Now a world-renowned artist, his work has taken him beyond the United States to Australia, England, South Africa, and Sweden. He has a permanent exhibit in the Smithsonian Institute’s National Museum of the American Indian in Washington, D.C., in multiple museums in England and in several American venues, including Scottsdale’s Bonner David Galleries.

Burgess loves to talk about his art, and has lectured quite a bit on the subject. He has perfected a technique he describes as “painting outward.” Vivid characters with unexpected depth and detail mark his work. Their shadows are just as important as their light, and their backgrounds are often just as striking as his subjects, yet more subtly so.

Like his fathers and mothers before him, he is only one link in a long chain of tradition.

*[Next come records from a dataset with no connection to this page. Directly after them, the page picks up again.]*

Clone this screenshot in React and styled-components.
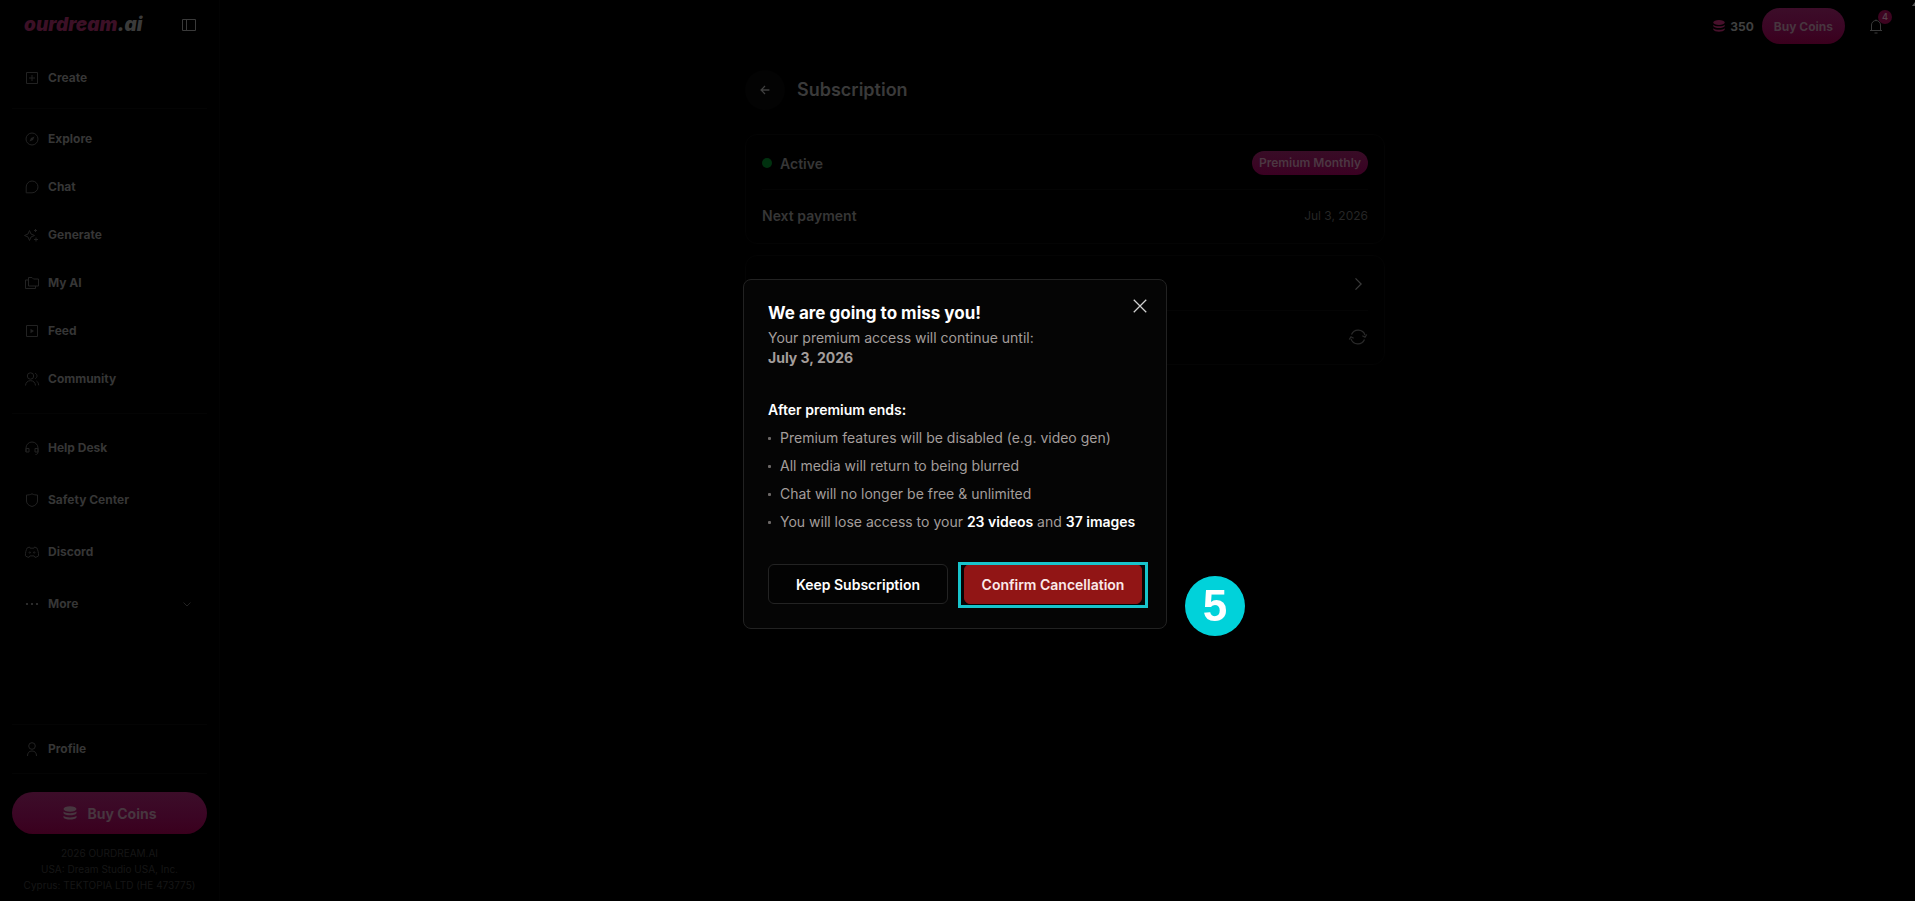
import React from 'react';
import styled, { createGlobalStyle } from 'styled-components';

const GlobalStyle = createGlobalStyle`
  * {
    box-sizing: border-box;
  }

  body {
    margin: 0;
    background: #000;
    color: #363636;
    font-family: Inter, "Liberation Sans", sans-serif;
    font-size: 14px;
  }

  button {
    font-family: inherit;
    cursor: pointer;
  }

  h1, h2, h3, p, ul {
    margin: 0;
    padding: 0;
  }
`;

const Layout = styled.div`
  display: grid;
  grid-template-columns: 220px minmax(0, 1fr);
  min-height: 100vh;
`;

const Sidebar = styled.aside`
  display: flex;
  flex-direction: column;
  padding: 0 12px 8px;
  border-right: 1px solid #030303;
`;

const SidebarHeader = styled.div`
  display: flex;
  align-items: center;
  justify-content: space-between;
  height: 50px;
  padding: 0 10px 0 12px;
  margin-bottom: 8px;
`;

const Logo = styled.a`
  color: #3a3a3a;
  font-size: 19px;
  font-style: italic;
  font-weight: 900;
  line-height: 20px;
  text-decoration: none;

  span {
    color: #3c1026;
  }
`;

const IconButton = styled.button`
  display: flex;
  padding: 0;
  border: 0;
  background: none;
  color: ${(props) => props.$color || '#3a3a3a'};
`;

const NavGroup = styled.nav`
  display: flex;
  flex-direction: column;
  gap: ${(props) => props.$gap || 8}px;
`;

const NavItem = styled.a`
  display: flex;
  align-items: center;
  gap: 8px;
  height: 40px;
  padding: 0 12px;
  color: #363636;
  font-size: 12px;
  font-weight: 700;
  line-height: 16px;
  text-decoration: none;

  svg {
    color: #222;
  }

  svg:last-child {
    margin-left: auto;
  }
`;

const Divider = styled.hr`
  width: 100%;
  height: 1px;
  margin: ${(props) => props.$space || 4}px 0;
  border: 0;
  background: #040404;
`;

const SidebarFooter = styled.div`
  display: flex;
  flex-direction: column;
  margin-top: auto;
`;

const PinkButton = styled.button`
  display: flex;
  align-items: center;
  justify-content: center;
  gap: 9px;
  height: ${(props) => (props.$large ? 42 : 36)}px;
  padding: 0 12px;
  border: 0;
  border-radius: 21px;
  background: linear-gradient(#3c0d29, #3b0524 60%, #3a001d);
  color: #47363f;
  font-size: ${(props) => (props.$large ? 14 : 12)}px;
  font-weight: 700;
`;

const Company = styled.p`
  && {
    margin-top: 11px;
  }
  color: #161616;
  font-size: 10px;
  line-height: 16px;
  text-align: center;
`;

const BuyWrap = styled.div`
  display: grid;
  margin-top: 14px;
`;

const Main = styled.main`
  display: flex;
  flex-direction: column;
  padding-right: 5px;
`;

const TopBar = styled.header`
  display: flex;
  align-items: center;
  justify-content: flex-end;
  height: 52px;
  padding: 0 26px 0 0;
`;

const Balance = styled.div`
  display: flex;
  align-items: center;
  gap: 4px;
  margin-right: 8px;
  color: #404040;
  font-size: 12px;
  font-weight: 700;

  svg {
    color: #47102b;
  }
`;

const BellWrap = styled.div`
  position: relative;
  margin-left: 23px;
`;

const BellCount = styled.span`
  position: absolute;
  top: -8px;
  right: -8px;
  width: 14px;
  height: 14px;
  border-radius: 50%;
  background: #3d0420;
  color: #56404a;
  font-size: 9px;
  font-weight: 600;
  line-height: 14px;
  text-align: center;
`;

const Content = styled.div`
  width: 100%;
  max-width: 640px;
  margin: 18px auto 0;
`;

const PageHeader = styled.div`
  display: flex;
  align-items: center;
  gap: 12px;
  margin-bottom: 24px;
`;

const BackButton = styled.button`
  display: grid;
  place-items: center;
  width: 40px;
  height: 40px;
  border: 0;
  border-radius: 50%;
  background: #030303;
  color: #404040;
`;

const PageTitle = styled.h1`
  color: #3a3a3a;
  font-size: 18px;
  font-weight: 600;
  line-height: 24px;
`;

const Card = styled.section`
  margin-bottom: 11px;
  padding: 2px 16px;
  border: 1px solid #040404;
  border-radius: 12px;
`;

const Row = styled.div`
  display: flex;
  align-items: center;
  gap: 8px;
  height: 52px;
  color: #363636;
  font-weight: 600;

  & + & {
    border-top: 1px solid #040404;
  }

  > :last-child {
    margin-left: auto;
  }
`;

const StatusDot = styled.span`
  width: 10px;
  height: 10px;
  border-radius: 50%;
  background: #00310f;
`;

const Badge = styled.span`
  padding: 0 7px;
  border-radius: 12px;
  background: linear-gradient(#380c26, #3a0022);
  color: #4c3742;
  font-size: 12px;
  font-weight: 600;
  line-height: 24px;
`;

const RowValue = styled.span`
  color: #262626;
  font-size: 12px;
  font-weight: 400;
`;

const Overlay = styled.div`
  position: fixed;
  inset: 0;
  display: grid;
  place-items: center;
  padding: 7px 5px 0 0;
`;

const Dialog = styled.div`
  position: relative;
  width: 424px;
  padding: 24px;
  border: 1px solid #222;
  border-radius: 8px;
  background: #050505;
  color: #a39d9b;
  line-height: 20px;
`;

const DialogTitle = styled.h2`
  margin-bottom: 6px;
  color: #fff;
  font-size: 17px;
  font-weight: 700;
  line-height: 18px;
`;

const CloseButton = styled(IconButton)`
  position: absolute;
  top: 16px;
  right: 16px;
`;

const ListTitle = styled.h3`
  && {
    margin: 32px 0 8px;
  }
  color: #fff;
  font-size: 14px;
  font-weight: 600;
`;

const Consequences = styled.ul`
  display: flex;
  flex-direction: column;
  gap: 8px;
  list-style: none;
`;

const Consequence = styled.li`
  display: flex;
  align-items: center;
  gap: 9px;

  &::before {
    content: "";
    width: 3px;
    height: 3px;
    border-radius: 1px;
    background: #6b6766;
  }

  strong {
    color: #fff;
    font-weight: 600;
  }
`;

const Actions = styled.div`
  display: grid;
  grid-template-columns: 1fr 1fr;
  gap: 14px;
  margin-top: 32px;
`;

const ActionButton = styled.button`
  width: 100%;
  height: 40px;
  padding: 0;
  border: 1px solid ${(props) => (props.$danger ? '#911515' : '#232323')};
  border-radius: 6px;
  background: ${(props) => (props.$danger ? '#911515' : '#030303')};
  color: ${(props) => (props.$danger ? '#fbe9e9' : '#fff')};
  font-size: 14px;
  font-weight: 600;
`;

const Highlight = styled.div`
  position: relative;
  padding-left: 2px;

  &::after {
    content: "";
    position: absolute;
    inset: -2px -6px -4px -4px;
    border: 3px solid #18c4cc;
    pointer-events: none;
  }
`;

const StepMarker = styled.span`
  position: absolute;
  top: 296px;
  left: calc(100% + 19px);
  width: 60px;
  height: 60px;
  border-radius: 50%;
  background: #00d2da;
  color: #fff;
  font-family: "Liberation Sans", sans-serif;
  font-size: 44px;
  font-weight: 700;
  line-height: 60px;
  text-align: center;
`;

const ScrollArrow = styled.span`
  position: fixed;
  top: 2px;
  right: -3px;
  border: 3px solid transparent;
  border-top: 0;
  border-bottom: 4px solid #555;
`;

const paths = {
  create: <path d="M2.5 2.5h11v11h-11zM8 5v6M5 8h6" />,
  explore: (
    <>
      <circle cx="8" cy="8" r="6" />
      <path d="M10.500 5.500 9 9 5.500 10.500 7 7z" fill="currentColor" strokeWidth="0" />
    </>
  ),
  chat: <path d="M2.2 13.8V8A5.9 5.9 0 1 1 8 13.8z" />,
  generate: (
    <path d="M5.500 3.500 7 7l3.500 1.500L7 10l-1.500 3.500L4 10 .5 8.500 4 7zM11.500 2v3M10 3.500h3M12 10.500v4M10 12.500h4" />
  ),
  myai: <path d="M4.500 2.500H8L9.500 4h5v7h-10zM4.500 5h-3v8.500h10V11" />,
  feed: (
    <>
      <path d="M2.500 2.500h11v11h-11z" />
      <path d="M6.500 5.800v4.400L10 8z" fill="currentColor" strokeWidth="0" />
    </>
  ),
  community: (
    <>
      <circle cx="6.500" cy="5" r="3.200" />
      <path d="M1.500 14.500c.3-3 2-4.800 5-4.800s4.700 1.800 5 4.800M11 2.200c2.600.8 2.600 4.300.3 5.500M12.500 10c1.300.8 2 2.200 2.200 4.300" />
    </>
  ),
  help: (
    <path d="M2 12V8a6 6 0 0 1 12 0v4M2 8.500h3V12H2zM11 8.500h3V12h-3zM14 12c0 1.500-.8 2.500-2.500 2.500" />
  ),
  shield: <path d="M8 1.800c1.800 1 3.500 1.200 5.500 1.200v6c0 2.800-2.300 4.600-5.500 5.500C4.800 13.600 2.500 11.800 2.500 9V3C4.500 3 6.200 2.800 8 1.800z" />,
  discord: (
    <>
      <path d="M5.500 3 3.200 3.900C2 6 1.400 8.800 1.400 11.800c1 .9 2.300 1.400 3.600 1.600l.9-1.500h4.200l.9 1.500c1.300-.2 2.600-.7 3.600-1.600 0-3-.6-5.800-1.800-7.900L10.500 3l-.6 1.200H6.100z" />
      <circle cx="5.800" cy="8.500" r=".7" />
      <circle cx="10.200" cy="8.500" r=".7" />
    </>
  ),
  more: (
    <g fill="#363636" stroke="none">
      <circle cx="3" cy="8" r="1.100" />
      <circle cx="8" cy="8" r="1.100" />
      <circle cx="13" cy="8" r="1.100" />
    </g>
  ),
  profile: (
    <>
      <circle cx="8" cy="5" r="3.300" />
      <path d="M3.500 15c0-3.200 1.500-5 4.500-5s4.500 1.800 4.500 5" />
    </>
  ),
  panel: <path d="M1.500 2.500h13v11h-13zM5.500 2.500v11" />,
  down: <path d="m4.500 6.500 3.500 3.500 3.500-3.500" />,
  right: <path d="m6 3.500 4.500 4.500L6 12.500" />,
  back: <path d="M13 8H3.500M8 3.500 3.500 8 8 12.500" />,
  close: <path d="m3 3 10 10M13 3 3 13" />,
  refresh: (
    <path d="M2.800 6A5.800 5.800 0 0 1 13.600 6.500M15 6l-1.400 2.200L11.500 7M13.200 10A5.800 5.800 0 0 1 2.400 9.500M1 10l1.400-2.200L4.500 9" />
  ),
  bell: <path d="M2 12.500h12M3.500 12.500V7a4.500 4.500 0 0 1 9 0v5.500M8 2.500v-1M6.500 15h3" />,
  coins: (
    <g fill="currentColor" stroke="none">
      <ellipse cx="8" cy="4" rx="6.500" ry="2.800" />
      <path d="M1.500 6.500c2 2.300 11 2.300 13 0v1.700c-1.500 2.700-11.500 2.700-13 0zM1.500 10.700c2 2.300 11 2.300 13 0v1.700c-1.500 2.800-11.500 2.800-13 0z" />
    </g>
  ),
};

function Icon({ name, size = 16, width = 1 }) {
  return (
    <svg
      width={size}
      height={size}
      viewBox="0 0 16 16"
      fill="none"
      stroke="currentColor"
      strokeWidth={width}
      aria-hidden="true"
    >
      {paths[name]}
    </svg>
  );
}

const mainLinks = [
  ['explore', 'Explore'],
  ['chat', 'Chat'],
  ['generate', 'Generate'],
  ['myai', 'My AI'],
  ['feed', 'Feed'],
  ['community', 'Community'],
];

const helpLinks = [
  ['help', 'Help Desk'],
  ['shield', 'Safety Center'],
  ['discord', 'Discord'],
];

function NavLink({ icon, label, children }) {
  return (
    <NavItem href="#">
      <Icon name={icon} />
      <span>{label}</span>
      {children}
    </NavItem>
  );
}

function App() {
  return (
    <>
      <GlobalStyle />
      <Layout>
        <Sidebar>
          <SidebarHeader>
            <Logo href="#"><span>ourdream</span>.ai</Logo>
            <IconButton aria-label="Collapse sidebar"><Icon name="panel" /></IconButton>
          </SidebarHeader>
          <NavGroup>
            <NavLink icon="create" label="Create" />
          </NavGroup>
          <Divider $space={10} />
          <NavGroup>
            {mainLinks.map(([icon, label]) => (
              <NavLink key={icon} icon={icon} label={label} />
            ))}
          </NavGroup>
          <Divider $space={14} />
          <NavGroup $gap={12}>
            {helpLinks.map(([icon, label]) => (
              <NavLink key={icon} icon={icon} label={label} />
            ))}
            <NavLink icon="more" label="More"><Icon name="down" /></NavLink>
          </NavGroup>
          <SidebarFooter>
            <Divider />
            <NavLink icon="profile" label="Profile" />
            <Divider />
            <BuyWrap>
              <PinkButton $large><Icon name="coins" />Buy Coins</PinkButton>
            </BuyWrap>
            <Company>
              2026 OURDREAM.AI<br />
              USA: Dream Studio USA, Inc.<br />
              Cyprus: TEKTOPIA LTD (HE 473775)
            </Company>
          </SidebarFooter>
        </Sidebar>

        <Main>
          <TopBar>
            <Balance><Icon name="coins" size={14} />350</Balance>
            <PinkButton>Buy Coins</PinkButton>
            <BellWrap>
              <IconButton aria-label="Notifications"><Icon name="bell" /></IconButton>
              <BellCount>4</BellCount>
            </BellWrap>
          </TopBar>
          <Content>
            <PageHeader>
              <BackButton aria-label="Back"><Icon name="back" size={14} width={1.5} /></BackButton>
              <PageTitle>Subscription</PageTitle>
            </PageHeader>
            <Card>
              <Row><StatusDot />Active<Badge>Premium Monthly</Badge></Row>
              <Row>Next payment<RowValue>Jul 3, 2026</RowValue></Row>
            </Card>
            <Card>
              <Row>
                Coin History
                <IconButton aria-label="Open coin history"><Icon name="right" size={20} /></IconButton>
              </Row>
              <Row>
                <IconButton aria-label="Refresh subscription" $color="#2a2a2a"><Icon name="refresh" size={20} /></IconButton>
              </Row>
            </Card>
          </Content>
        </Main>
      </Layout>
      <ScrollArrow />

      <Overlay>
        <Dialog role="dialog" aria-modal="true" aria-labelledby="dialog-title">
          <DialogTitle id="dialog-title">We are going to miss you!</DialogTitle>
          <p>Your premium access will continue until:</p>
          <p><strong>July 3, 2026</strong></p>
          <ListTitle>After premium ends:</ListTitle>
          <Consequences>
            <Consequence>Premium features will be disabled (e.g. video gen)</Consequence>
            <Consequence>All media will return to being blurred</Consequence>
            <Consequence>Chat will no longer be free &amp; unlimited</Consequence>
            <Consequence>
              <span>You will lose access to your <strong>23 videos</strong> and <strong>37 images</strong></span>
            </Consequence>
          </Consequences>
          <Actions>
            <ActionButton>Keep Subscription</ActionButton>
            <Highlight>
              <ActionButton $danger>Confirm Cancellation</ActionButton>
            </Highlight>
          </Actions>
          <CloseButton aria-label="Close" $color="#d0d0d0"><Icon name="close" size={20} /></CloseButton>
          <StepMarker>5</StepMarker>
        </Dialog>
      </Overlay>
    </>
  );
}

export default App;
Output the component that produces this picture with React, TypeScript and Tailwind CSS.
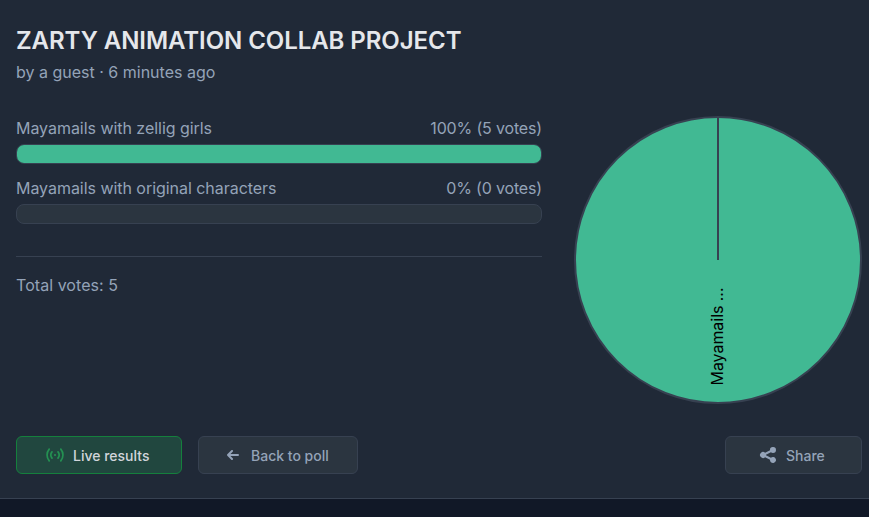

On the walls of his studio, it isn’t his own work that takes center stage. Instead, it’s the artwork of his 9-year-old son Quahada that receives top billing. It’s in this studio that he draws the line that connects the dots between the ancestors and modern First People, and that line does not end with his generation.

“Oh yes, my son has wall,” he says proudly as he turns his attention toward a series of paintings. He points to one.

“Two years ago when he was 7, he won Best of Show with this painting for the youth division at Santa Fe Indian Market. He was competing with youth up to age 17 and a half.”

Pointing to another, he continues. “He won third place with this one that we call ‘Boston,'” he says before pointing to a third painting of a decidedly abstract style.

“This was his first painting that won an award for when he was 14 months old,” he says with a chuckle. “He was in the studio splattering and pushing paint around with his hands. He was drumming on it and having all kinds of fun. Eventually I asked him if he was finished, and he stood up said, “Bye bye!’ I took that to mean he was done.”

The fact that Burgess’s son may very well be next in the long line of family artists is no surprise. After all, tradition is the foundation of all he does-and all he will continue to do.